Propagation is the mechanism that moves Context between services and processes. By doing so, it assembles a Distributed Trace. It serializes or deserializes Span Context and provides the relevant Trace information to be propagated from one service to another. We now have what we call: Trace Context.

There are other forms of Context in OpenTelemetry. For example, some Context is an implementation of the W3C TraceContext specification on spans, and in OpenTelemetry, this is called SpanContext.

We identify Span Context using four major components: a traceID and spanID, Trace Flags, and Trace State.

traceID - A unique 16-byte array to identify the trace that a span is associated with

spanID - Hex-encoded 8-byte array to identify the current span

Trace Flags - Provides more details about the trace, such as if it is sampled

Trace State - Provides more vendor-specific information for tracing across multiple distributed systems. Please refer to W3C Trace Context for further explanation.

By combining Context and Propagation, you now can assemble a Trace.

For more information, see the traces specification

Spans in OpenTelemetry

A Span represents a unit of work or operation. Spans are the building blocks of Traces. In OpenTelemetry, they include the following information:

Sample Span:

{
  "trace_id": "7bba9f33312b3dbb8b2c2c62bb7abe2d",
  "parent_id": "",
  "span_id": "086e83747d0e381e",
  "name": "/v1/sys/health",
  "start_time": "2021-10-22 16:04:01.209458162 +0000 UTC",
  "end_time": "2021-10-22 16:04:01.209514132 +0000 UTC",
  "status_code": "STATUS_CODE_OK",
  "status_message": "",
  "attributes": {
    "net.transport": "IP.TCP",
    "net.peer.ip": "172.17.0.1",
    "net.peer.port": "51820",
    "net.host.ip": "10.177.2.152",
    "net.host.port": "26040",
    "http.method": "GET",
    "http.target": "/v1/sys/health",
    "http.server_name": "mortar-gateway",
    "http.route": "/v1/sys/health",
    "http.user_agent": "Consul Health Check",
    "http.scheme": "http",
    "http.host": "10.177.2.152:26040",
    "http.flavor": "1.1"
  },
  "events": {
    "name": "",
    "message": "OK",
    "timestamp": "2021-10-22 16:04:01.209512872 +0000 UTC"
  }
}

Span Context

Span Context provides specific context about the trace and span using two identifiers: Trace ID and Span ID. Each Span is identified by an ID that is unique within a Trace called a Span ID. A Span uses a Trace ID to identify the relationship between span and its trace. A string represents the Span ID. A Span requires Span Context to travel across service and process boundaries.

Attributes

Attributes are key-value pairs that contain metadata that you can use to annotate a Span to carry information about the operation it is tracking.

Span Events

A Span Event can be thought of as a structured log message (or annotation) on a Span, typically used to denote a meaningful, singular point in time during the Span’s duration.

For example, consider two scenarios in a web browser:

  1. Tracking a page load
  2. Denoting when a page becomes interactive

A Span is best used to the first scenario because it’s an operation with a start and an end.
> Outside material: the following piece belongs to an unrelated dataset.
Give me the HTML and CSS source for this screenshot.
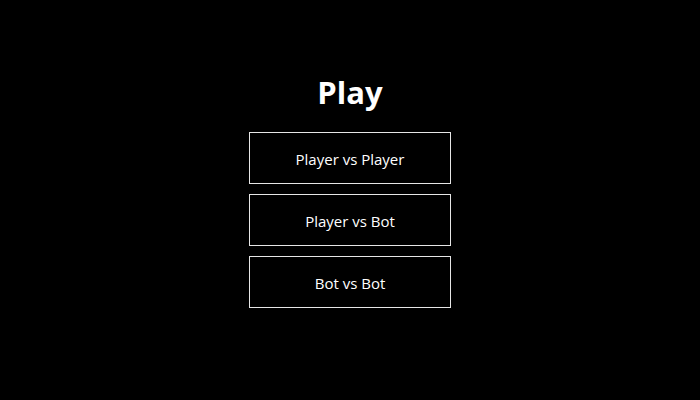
FILE: index.html
```html
<!DOCTYPE html>
<html>
<head>
<meta charset="utf-8">
<link rel="stylesheet" href="styles.css">
</head>
<body>
<main class="menu">
  <h1 class="title">Play</h1>
  <button class="option">Player vs Player</button>
  <button class="option">Player vs Bot</button>
  <button class="option">Bot vs Bot</button>
</main>
</body>
</html>
```
FILE: styles.css
```css
html, body {
  margin: 0;
  height: 100%;
  background: #000;
}
body {
  font-family: "Open Sans", "Noto Sans", sans-serif;
  color: #fff;
}
.menu {
  display: flex;
  flex-direction: column;
  align-items: center;
  gap: 10px;
  padding-top: 70px;
}
.title {
  margin: 0 0 8px;
  font-size: 31px;
  line-height: 44px;
  font-weight: 700;
}
.option {
  box-sizing: border-box;
  width: 202px;
  height: 52px;
  background: #000;
  color: #fff;
  border: 1px solid #e6e6e6;
  font-family: inherit;
  font-size: 15px;
  padding: 2px 0 0;
}
```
A Span Event is best used to track the second scenario because it represents a meaningful, singular point in time.

Links exist so that you can associate one span with one or more spans, implying a causal relationship. For example, let’s say we have a distributed system where some operations are tracked by a trace.

In response to some of these operations, an additional operation is queued to be executed, but its execution is asynchronous. We can track this subsequent operation with a trace as well.

We would like to associate the trace for the subsequent operations with the first trace, but we cannot predict when the subsequent operations will start. We need to associate these two traces, so we will use a span link.

You can link the last span from the first trace to the first span in the second trace. Now, they are causally associated with one another.

Links are optional but serve as a good way to associate trace spans with one another.

Span Status

A status will be attached to a span. Typically, you will set a span status when there is a known error in the application code, such as an exception. A Span Status will be tagged as one of the following values:

  • Unset
  • Ok
  • Error

When an exception is handled, a Span status can be set to Error. Otherwise, a Span status is in the Unset state. By setting a Span status to Unset, the back-end that processes spans can now assign a final status.